## DATASET EXCERPT

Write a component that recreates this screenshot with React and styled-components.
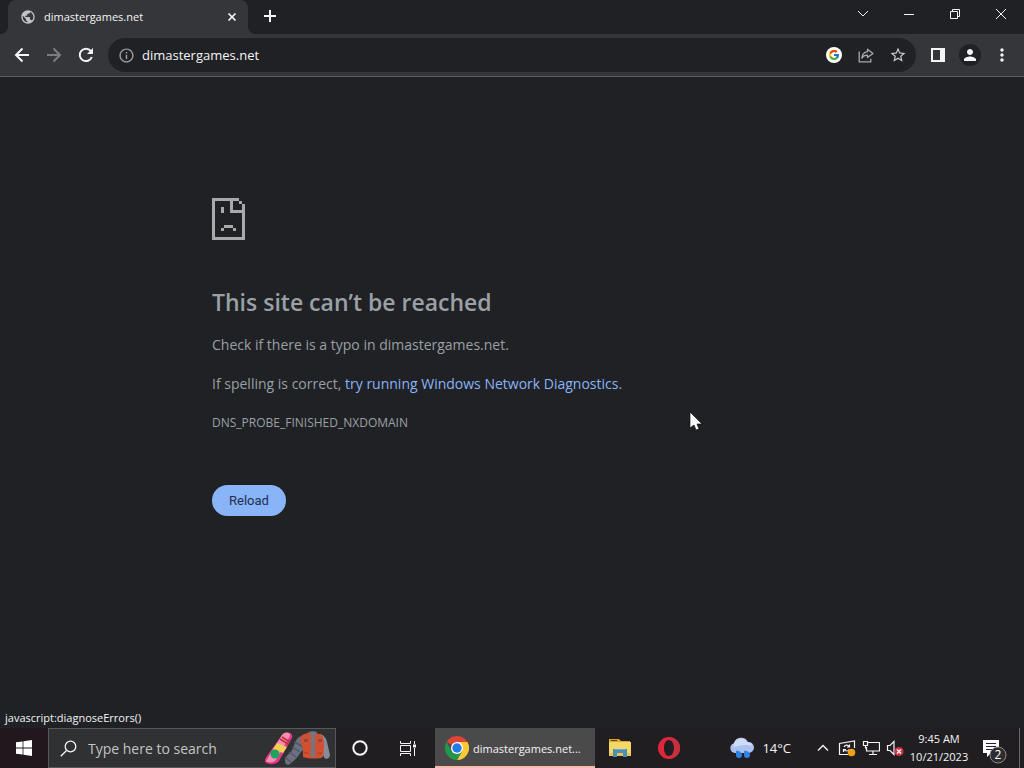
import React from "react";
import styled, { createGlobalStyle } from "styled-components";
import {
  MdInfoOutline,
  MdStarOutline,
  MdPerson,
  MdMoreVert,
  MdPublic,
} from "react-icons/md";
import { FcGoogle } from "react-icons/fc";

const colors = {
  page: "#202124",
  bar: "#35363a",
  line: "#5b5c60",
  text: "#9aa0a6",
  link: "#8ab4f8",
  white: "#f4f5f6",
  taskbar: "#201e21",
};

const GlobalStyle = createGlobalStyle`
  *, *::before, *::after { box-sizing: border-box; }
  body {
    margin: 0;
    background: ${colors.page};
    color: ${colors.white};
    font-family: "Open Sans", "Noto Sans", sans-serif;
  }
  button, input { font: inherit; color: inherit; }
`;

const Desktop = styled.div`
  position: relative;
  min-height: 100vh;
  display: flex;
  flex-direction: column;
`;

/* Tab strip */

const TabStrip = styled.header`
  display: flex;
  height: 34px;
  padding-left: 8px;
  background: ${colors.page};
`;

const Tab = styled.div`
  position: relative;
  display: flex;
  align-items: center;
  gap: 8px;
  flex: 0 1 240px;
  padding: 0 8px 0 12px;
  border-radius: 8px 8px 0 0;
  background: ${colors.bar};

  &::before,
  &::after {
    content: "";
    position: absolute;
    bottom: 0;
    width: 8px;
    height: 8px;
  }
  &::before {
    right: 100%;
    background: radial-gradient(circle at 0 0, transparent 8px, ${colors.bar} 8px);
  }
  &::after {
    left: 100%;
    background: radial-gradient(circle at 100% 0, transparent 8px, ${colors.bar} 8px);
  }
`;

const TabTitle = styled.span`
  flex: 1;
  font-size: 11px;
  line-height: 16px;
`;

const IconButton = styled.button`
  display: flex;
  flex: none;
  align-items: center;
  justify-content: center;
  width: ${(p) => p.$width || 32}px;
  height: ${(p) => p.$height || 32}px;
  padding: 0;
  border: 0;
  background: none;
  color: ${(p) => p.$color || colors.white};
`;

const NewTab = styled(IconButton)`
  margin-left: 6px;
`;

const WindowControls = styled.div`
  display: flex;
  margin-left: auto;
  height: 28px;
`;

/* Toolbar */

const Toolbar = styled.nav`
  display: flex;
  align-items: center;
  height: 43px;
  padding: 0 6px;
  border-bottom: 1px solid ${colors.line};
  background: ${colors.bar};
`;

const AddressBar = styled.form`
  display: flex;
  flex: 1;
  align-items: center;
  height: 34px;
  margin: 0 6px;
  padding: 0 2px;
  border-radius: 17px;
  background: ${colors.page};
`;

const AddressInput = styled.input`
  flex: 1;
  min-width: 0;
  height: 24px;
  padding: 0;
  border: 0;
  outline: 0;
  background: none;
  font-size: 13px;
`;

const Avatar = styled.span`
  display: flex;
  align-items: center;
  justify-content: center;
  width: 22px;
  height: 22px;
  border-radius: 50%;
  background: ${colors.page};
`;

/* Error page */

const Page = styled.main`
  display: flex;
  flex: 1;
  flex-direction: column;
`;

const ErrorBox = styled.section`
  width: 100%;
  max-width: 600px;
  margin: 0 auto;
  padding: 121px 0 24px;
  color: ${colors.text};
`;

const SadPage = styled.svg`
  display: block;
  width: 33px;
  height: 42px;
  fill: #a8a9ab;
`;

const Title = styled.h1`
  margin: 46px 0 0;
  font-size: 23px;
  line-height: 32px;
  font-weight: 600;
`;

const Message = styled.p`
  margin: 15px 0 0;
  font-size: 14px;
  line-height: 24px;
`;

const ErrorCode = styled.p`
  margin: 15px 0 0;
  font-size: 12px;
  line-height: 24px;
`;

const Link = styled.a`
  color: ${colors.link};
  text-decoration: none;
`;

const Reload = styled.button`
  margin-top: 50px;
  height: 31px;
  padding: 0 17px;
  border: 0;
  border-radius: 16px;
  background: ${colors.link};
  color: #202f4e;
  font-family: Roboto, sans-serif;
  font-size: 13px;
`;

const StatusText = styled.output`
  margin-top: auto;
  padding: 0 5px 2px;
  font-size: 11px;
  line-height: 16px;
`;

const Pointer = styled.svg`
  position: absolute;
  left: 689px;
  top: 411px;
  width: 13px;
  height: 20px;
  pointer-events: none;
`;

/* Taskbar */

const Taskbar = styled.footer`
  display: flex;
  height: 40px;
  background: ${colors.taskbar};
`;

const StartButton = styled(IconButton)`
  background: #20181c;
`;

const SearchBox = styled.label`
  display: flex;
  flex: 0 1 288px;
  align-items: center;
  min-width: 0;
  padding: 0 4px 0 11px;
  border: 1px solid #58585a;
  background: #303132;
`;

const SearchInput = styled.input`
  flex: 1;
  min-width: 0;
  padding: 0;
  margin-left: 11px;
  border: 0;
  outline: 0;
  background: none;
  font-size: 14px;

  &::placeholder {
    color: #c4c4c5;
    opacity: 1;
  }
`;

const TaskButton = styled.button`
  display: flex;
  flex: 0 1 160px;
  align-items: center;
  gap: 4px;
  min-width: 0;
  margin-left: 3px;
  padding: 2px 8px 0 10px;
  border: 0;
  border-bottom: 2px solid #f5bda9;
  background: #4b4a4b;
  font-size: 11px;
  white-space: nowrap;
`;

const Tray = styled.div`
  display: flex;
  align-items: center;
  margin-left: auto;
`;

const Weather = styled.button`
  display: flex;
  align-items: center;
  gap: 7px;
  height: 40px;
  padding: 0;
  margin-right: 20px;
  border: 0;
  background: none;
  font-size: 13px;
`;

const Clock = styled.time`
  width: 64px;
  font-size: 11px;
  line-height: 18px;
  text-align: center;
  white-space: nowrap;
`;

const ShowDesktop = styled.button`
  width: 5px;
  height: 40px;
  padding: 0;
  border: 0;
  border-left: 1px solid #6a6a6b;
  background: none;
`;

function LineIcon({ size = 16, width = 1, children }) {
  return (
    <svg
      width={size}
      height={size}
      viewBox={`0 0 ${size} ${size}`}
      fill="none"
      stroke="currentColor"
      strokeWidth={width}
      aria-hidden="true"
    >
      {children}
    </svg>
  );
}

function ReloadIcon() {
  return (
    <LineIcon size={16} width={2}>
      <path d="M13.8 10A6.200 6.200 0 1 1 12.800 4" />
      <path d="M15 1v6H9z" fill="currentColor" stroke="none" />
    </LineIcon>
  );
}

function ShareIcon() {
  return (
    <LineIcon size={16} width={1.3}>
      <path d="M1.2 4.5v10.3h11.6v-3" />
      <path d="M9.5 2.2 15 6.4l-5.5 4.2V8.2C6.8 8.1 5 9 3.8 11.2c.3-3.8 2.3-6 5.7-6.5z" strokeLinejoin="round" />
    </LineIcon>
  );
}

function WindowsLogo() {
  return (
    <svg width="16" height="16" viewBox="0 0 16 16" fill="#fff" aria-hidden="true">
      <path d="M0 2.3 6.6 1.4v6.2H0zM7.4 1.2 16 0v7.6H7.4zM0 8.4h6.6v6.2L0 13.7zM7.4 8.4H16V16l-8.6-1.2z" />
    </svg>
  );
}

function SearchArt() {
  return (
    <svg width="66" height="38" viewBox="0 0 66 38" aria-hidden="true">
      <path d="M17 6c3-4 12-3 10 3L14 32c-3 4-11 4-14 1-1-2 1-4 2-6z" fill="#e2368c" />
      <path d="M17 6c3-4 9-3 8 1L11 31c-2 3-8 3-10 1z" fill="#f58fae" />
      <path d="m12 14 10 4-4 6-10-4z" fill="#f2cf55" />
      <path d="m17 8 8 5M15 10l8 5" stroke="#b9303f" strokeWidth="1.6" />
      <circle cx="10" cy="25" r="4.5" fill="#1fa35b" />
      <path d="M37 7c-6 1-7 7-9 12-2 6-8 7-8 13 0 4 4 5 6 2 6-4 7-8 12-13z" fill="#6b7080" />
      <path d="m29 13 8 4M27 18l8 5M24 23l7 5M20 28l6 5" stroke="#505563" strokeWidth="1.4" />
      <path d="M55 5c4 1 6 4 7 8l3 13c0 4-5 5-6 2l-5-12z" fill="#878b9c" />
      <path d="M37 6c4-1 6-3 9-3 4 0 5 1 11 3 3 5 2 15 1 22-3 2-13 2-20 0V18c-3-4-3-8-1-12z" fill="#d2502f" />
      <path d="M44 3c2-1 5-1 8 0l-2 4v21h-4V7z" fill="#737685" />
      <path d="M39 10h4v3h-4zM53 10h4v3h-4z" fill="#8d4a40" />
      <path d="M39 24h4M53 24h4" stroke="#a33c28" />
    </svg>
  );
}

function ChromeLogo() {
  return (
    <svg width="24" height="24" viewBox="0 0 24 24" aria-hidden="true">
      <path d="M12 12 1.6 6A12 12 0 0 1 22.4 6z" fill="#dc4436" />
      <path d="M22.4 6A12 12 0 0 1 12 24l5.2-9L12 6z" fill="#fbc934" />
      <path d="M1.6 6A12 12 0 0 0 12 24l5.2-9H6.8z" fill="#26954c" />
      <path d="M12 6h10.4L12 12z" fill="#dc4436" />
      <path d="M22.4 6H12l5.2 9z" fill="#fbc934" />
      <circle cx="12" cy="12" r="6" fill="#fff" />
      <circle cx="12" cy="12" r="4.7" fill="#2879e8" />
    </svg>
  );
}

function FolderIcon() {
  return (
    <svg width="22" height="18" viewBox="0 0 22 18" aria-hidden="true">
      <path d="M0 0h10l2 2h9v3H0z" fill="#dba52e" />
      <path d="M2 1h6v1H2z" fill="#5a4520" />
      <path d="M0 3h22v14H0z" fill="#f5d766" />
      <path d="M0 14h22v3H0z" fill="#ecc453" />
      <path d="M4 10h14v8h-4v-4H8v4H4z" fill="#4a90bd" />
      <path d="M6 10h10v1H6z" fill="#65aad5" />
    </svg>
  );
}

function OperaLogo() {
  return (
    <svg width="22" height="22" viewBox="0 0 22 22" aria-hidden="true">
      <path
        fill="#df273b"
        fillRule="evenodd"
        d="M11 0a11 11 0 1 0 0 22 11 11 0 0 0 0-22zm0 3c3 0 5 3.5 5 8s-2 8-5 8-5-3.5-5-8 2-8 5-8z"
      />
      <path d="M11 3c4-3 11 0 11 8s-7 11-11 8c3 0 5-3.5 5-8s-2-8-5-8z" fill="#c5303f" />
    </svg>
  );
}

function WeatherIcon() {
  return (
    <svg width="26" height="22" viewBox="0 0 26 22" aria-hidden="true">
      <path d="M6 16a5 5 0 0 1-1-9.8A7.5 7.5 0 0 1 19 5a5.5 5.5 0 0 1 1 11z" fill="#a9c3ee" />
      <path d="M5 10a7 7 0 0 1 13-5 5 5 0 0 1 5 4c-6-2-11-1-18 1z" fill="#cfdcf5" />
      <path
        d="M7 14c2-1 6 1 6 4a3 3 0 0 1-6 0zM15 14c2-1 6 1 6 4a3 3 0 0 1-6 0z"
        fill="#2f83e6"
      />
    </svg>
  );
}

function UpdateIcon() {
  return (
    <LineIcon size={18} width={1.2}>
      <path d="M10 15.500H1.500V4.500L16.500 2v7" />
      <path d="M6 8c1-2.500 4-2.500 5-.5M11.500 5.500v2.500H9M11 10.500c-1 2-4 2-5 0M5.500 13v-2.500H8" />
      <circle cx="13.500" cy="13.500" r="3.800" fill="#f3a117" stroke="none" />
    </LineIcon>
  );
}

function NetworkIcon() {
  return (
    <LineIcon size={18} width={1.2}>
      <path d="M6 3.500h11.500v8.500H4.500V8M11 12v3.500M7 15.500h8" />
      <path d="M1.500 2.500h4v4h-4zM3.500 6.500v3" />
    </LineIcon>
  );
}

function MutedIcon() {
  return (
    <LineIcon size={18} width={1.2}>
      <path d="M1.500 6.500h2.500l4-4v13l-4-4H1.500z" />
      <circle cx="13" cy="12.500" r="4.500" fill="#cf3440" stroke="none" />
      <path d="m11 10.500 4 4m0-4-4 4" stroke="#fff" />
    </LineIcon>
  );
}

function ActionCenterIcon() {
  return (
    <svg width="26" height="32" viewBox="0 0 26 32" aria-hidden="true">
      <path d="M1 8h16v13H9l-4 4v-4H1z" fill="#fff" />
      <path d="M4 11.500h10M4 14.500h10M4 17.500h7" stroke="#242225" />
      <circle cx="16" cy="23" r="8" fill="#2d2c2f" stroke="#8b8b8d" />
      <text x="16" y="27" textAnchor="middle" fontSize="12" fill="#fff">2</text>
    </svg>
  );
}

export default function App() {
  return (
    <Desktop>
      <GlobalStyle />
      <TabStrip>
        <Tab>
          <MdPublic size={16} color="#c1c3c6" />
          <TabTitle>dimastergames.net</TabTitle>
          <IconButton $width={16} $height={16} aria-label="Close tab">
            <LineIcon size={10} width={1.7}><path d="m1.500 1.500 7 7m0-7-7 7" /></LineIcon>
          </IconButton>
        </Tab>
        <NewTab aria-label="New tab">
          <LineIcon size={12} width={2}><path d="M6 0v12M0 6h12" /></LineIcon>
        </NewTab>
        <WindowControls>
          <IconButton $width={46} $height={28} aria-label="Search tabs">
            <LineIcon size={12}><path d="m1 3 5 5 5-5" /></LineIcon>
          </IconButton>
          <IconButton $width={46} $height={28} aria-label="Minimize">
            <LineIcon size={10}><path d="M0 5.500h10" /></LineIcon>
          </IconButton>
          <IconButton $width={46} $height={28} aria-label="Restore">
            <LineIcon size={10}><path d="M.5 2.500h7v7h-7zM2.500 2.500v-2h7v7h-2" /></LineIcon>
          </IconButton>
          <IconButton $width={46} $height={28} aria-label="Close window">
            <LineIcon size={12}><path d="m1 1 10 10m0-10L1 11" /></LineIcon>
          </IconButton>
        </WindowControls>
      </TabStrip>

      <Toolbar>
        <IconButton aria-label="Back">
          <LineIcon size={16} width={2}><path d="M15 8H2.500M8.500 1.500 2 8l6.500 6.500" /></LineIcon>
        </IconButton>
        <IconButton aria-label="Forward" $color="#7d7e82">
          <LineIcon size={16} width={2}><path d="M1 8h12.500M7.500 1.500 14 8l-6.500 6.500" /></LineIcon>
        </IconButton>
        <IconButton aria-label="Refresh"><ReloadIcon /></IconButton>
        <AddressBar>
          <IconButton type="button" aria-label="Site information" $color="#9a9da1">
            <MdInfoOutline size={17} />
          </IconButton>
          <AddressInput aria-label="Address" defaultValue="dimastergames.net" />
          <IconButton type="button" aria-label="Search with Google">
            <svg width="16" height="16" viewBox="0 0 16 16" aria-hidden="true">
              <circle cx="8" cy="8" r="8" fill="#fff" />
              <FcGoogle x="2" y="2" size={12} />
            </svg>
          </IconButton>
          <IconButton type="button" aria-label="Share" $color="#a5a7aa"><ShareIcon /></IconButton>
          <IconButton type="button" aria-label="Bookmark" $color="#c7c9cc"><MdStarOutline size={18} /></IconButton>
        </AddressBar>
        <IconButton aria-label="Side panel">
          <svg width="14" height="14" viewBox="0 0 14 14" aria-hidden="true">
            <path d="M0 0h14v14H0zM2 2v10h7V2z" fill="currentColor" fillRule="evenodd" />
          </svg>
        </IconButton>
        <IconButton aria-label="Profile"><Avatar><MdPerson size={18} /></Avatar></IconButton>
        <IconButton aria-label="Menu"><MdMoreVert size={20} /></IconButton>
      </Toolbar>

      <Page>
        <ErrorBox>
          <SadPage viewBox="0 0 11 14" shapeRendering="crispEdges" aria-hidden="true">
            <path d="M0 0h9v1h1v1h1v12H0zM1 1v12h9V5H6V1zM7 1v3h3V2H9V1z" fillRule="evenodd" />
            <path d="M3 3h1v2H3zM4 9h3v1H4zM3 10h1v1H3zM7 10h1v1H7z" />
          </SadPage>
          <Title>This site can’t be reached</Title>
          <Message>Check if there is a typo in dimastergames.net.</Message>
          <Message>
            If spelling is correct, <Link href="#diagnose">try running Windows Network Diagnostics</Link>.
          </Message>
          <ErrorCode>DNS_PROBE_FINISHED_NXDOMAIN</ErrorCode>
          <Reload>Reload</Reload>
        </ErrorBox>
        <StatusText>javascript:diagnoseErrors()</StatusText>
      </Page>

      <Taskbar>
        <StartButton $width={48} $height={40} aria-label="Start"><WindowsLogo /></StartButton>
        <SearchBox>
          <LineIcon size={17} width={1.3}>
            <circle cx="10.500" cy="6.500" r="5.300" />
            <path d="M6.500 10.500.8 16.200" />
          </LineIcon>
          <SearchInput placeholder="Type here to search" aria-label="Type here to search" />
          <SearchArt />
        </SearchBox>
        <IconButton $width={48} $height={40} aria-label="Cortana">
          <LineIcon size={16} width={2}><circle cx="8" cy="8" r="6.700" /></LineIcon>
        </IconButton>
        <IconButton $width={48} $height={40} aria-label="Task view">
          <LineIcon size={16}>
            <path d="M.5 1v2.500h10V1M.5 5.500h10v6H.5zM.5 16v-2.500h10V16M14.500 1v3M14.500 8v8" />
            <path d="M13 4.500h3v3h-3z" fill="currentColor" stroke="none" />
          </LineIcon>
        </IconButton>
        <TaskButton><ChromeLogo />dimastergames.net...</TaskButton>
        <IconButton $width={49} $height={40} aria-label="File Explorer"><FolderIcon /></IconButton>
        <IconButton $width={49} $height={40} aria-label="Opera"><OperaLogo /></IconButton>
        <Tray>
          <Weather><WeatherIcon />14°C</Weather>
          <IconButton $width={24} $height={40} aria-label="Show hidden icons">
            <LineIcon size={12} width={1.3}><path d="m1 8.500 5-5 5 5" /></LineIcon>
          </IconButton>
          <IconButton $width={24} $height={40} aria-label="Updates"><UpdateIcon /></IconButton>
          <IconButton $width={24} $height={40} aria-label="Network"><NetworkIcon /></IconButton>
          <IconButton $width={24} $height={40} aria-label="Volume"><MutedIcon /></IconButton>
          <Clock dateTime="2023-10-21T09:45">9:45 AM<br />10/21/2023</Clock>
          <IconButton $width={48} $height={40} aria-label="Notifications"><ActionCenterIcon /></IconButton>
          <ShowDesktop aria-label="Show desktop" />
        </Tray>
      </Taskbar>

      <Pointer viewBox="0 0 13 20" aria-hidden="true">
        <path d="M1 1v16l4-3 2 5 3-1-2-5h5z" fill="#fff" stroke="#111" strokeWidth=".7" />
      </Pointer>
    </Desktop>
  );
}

## AIM OF THE EXERCISE
Which lines in the listing above hold the word "components"? Show each of them.

## EXERCISE RESULT
Write a component that recreates this screenshot with React and styled-components.
import styled, { createGlobalStyle } from "styled-components";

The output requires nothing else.